Text is another weak spot. AI image models are notoriously bad at rendering legible letters, you've probably seen the AI-generated signs with scrambled words. For text in your design, add it directly in Design Space where you have full control over the font and sizing.
You'll also want to do a quick check before cutting anything new. Open the SVG in Design Space, zoom in on the paths, and look for any stray nodes or broken lines.

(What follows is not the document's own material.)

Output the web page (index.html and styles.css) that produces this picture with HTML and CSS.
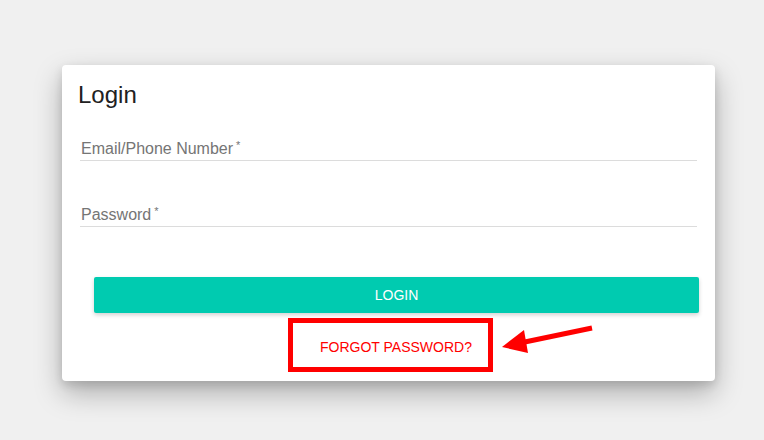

Most good tools produce clean files, but a 30-second check before you load your vinyl is always worth it.
My honest take: AI SVG tools are a genuinely useful shortcut, not a replacement for understanding what makes a good cut file, but you don't need to master that understanding before you start using them.
How to Get the Best Results from AI-Generated SVGs
Your prompt is everything. Vague prompts get vague results. Specific, descriptive prompts get designs you can actually use.
Instead of "flower," try "bold single sunflower with thick outlined petals, flat design, no background." The words bold, flat, outlined, and no background are doing real work there. They push the AI toward a design that will vectorize cleanly and cut well.
A few prompt habits that consistently produce better cut files:
- Use "flat design" or "simple illustration" to reduce noise in the vectorized output.
- Add "black and white" or "single color" if you're cutting from one material, it forces simpler contrast.
- Specify "no shading, no gradients" because gradients don't translate to cut paths.
- Include the word "sticker" or "decal style". AI models often understand that framing as a signal for clean, outlined shapes.
When you get a file you like, test it on cheap cardstock before cutting your good vinyl or heat transfer material. A quick test cut catches path issues and sizing problems before they cost you anything.
Iteration is part of the process. If the first output isn't quite right, tweak one word in your prompt and try again. Most tools generate fast enough that three or four attempts takes less time than one scroll through a marketplace.